=== Data lines ===

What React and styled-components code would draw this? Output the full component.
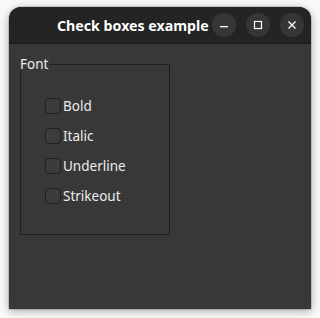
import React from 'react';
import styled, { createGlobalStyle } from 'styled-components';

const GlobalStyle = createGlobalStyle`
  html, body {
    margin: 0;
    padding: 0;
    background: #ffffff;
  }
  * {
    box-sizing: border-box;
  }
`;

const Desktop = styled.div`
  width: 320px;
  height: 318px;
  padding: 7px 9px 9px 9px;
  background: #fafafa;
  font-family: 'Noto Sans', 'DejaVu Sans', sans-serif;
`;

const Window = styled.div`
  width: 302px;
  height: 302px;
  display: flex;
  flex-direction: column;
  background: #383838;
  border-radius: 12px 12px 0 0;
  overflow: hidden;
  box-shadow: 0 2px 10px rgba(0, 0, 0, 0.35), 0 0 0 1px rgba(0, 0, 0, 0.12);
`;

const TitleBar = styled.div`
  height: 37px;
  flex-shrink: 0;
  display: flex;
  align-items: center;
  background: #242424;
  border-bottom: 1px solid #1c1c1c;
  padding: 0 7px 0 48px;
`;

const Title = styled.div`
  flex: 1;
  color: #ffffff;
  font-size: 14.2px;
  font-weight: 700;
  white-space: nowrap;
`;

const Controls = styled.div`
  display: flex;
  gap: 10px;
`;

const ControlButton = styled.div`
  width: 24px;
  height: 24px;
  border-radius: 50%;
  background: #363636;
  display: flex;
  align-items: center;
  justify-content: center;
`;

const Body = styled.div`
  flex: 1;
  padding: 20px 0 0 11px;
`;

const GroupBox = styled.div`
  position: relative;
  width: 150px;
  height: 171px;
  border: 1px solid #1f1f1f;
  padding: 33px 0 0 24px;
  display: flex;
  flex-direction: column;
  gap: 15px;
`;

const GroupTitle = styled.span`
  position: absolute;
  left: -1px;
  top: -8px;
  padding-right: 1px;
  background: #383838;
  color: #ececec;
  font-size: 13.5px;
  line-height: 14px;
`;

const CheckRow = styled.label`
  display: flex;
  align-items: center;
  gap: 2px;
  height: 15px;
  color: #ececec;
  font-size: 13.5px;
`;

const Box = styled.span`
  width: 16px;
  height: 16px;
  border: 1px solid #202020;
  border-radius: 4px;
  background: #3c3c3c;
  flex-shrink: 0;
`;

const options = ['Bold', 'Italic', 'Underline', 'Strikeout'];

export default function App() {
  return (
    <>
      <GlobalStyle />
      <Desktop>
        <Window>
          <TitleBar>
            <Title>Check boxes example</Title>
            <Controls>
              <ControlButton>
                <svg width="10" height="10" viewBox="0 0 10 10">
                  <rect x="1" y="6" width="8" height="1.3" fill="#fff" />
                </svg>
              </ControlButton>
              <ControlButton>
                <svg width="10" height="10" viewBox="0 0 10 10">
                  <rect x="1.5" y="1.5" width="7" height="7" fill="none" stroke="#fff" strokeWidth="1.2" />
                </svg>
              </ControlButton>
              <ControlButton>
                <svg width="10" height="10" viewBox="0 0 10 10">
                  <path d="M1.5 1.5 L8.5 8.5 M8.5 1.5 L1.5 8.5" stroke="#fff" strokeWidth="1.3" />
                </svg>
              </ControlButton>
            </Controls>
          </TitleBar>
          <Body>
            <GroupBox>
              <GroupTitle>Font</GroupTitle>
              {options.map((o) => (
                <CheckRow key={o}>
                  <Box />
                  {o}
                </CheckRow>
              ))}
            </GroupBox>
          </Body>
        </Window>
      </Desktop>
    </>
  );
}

===

* What you should do: Copy the data exactly. Any picture it contains is to be omitted.

* Answer:
What React and styled-components code would draw this? Output the full component.
import React from 'react';
import styled, { createGlobalStyle } from 'styled-components';

const GlobalStyle = createGlobalStyle`
  html, body {
    margin: 0;
    padding: 0;
    background: #ffffff;
  }
  * {
    box-sizing: border-box;
  }
`;

const Desktop = styled.div`
  width: 320px;
  height: 318px;
  padding: 7px 9px 9px 9px;
  background: #fafafa;
  font-family: 'Noto Sans', 'DejaVu Sans', sans-serif;
`;

const Window = styled.div`
  width: 302px;
  height: 302px;
  display: flex;
  flex-direction: column;
  background: #383838;
  border-radius: 12px 12px 0 0;
  overflow: hidden;
  box-shadow: 0 2px 10px rgba(0, 0, 0, 0.35), 0 0 0 1px rgba(0, 0, 0, 0.12);
`;

const TitleBar = styled.div`
  height: 37px;
  flex-shrink: 0;
  display: flex;
  align-items: center;
  background: #242424;
  border-bottom: 1px solid #1c1c1c;
  padding: 0 7px 0 48px;
`;

const Title = styled.div`
  flex: 1;
  color: #ffffff;
  font-size: 14.2px;
  font-weight: 700;
  white-space: nowrap;
`;

const Controls = styled.div`
  display: flex;
  gap: 10px;
`;

const ControlButton = styled.div`
  width: 24px;
  height: 24px;
  border-radius: 50%;
  background: #363636;
  display: flex;
  align-items: center;
  justify-content: center;
`;

const Body = styled.div`
  flex: 1;
  padding: 20px 0 0 11px;
`;

const GroupBox = styled.div`
  position: relative;
  width: 150px;
  height: 171px;
  border: 1px solid #1f1f1f;
  padding: 33px 0 0 24px;
  display: flex;
  flex-direction: column;
  gap: 15px;
`;

const GroupTitle = styled.span`
  position: absolute;
  left: -1px;
  top: -8px;
  padding-right: 1px;
  background: #383838;
  color: #ececec;
  font-size: 13.5px;
  line-height: 14px;
`;

const CheckRow = styled.label`
  display: flex;
  align-items: center;
  gap: 2px;
  height: 15px;
  color: #ececec;
  font-size: 13.5px;
`;

const Box = styled.span`
  width: 16px;
  height: 16px;
  border: 1px solid #202020;
  border-radius: 4px;
  background: #3c3c3c;
  flex-shrink: 0;
`;

const options = ['Bold', 'Italic', 'Underline', 'Strikeout'];

export default function App() {
  return (
    <>
      <GlobalStyle />
      <Desktop>
        <Window>
          <TitleBar>
            <Title>Check boxes example</Title>
            <Controls>
              <ControlButton>
                <svg width="10" height="10" viewBox="0 0 10 10">
                  <rect x="1" y="6" width="8" height="1.3" fill="#fff" />
                </svg>
              </ControlButton>
              <ControlButton>
                <svg width="10" height="10" viewBox="0 0 10 10">
                  <rect x="1.5" y="1.5" width="7" height="7" fill="none" stroke="#fff" strokeWidth="1.2" />
                </svg>
              </ControlButton>
              <ControlButton>
                <svg width="10" height="10" viewBox="0 0 10 10">
                  <path d="M1.5 1.5 L8.5 8.5 M8.5 1.5 L1.5 8.5" stroke="#fff" strokeWidth="1.3" />
                </svg>
              </ControlButton>
            </Controls>
          </TitleBar>
          <Body>
            <GroupBox>
              <GroupTitle>Font</GroupTitle>
              {options.map((o) => (
                <CheckRow key={o}>
                  <Box />
                  {o}
                </CheckRow>
              ))}
            </GroupBox>
          </Body>
        </Window>
      </Desktop>
    </>
  );
}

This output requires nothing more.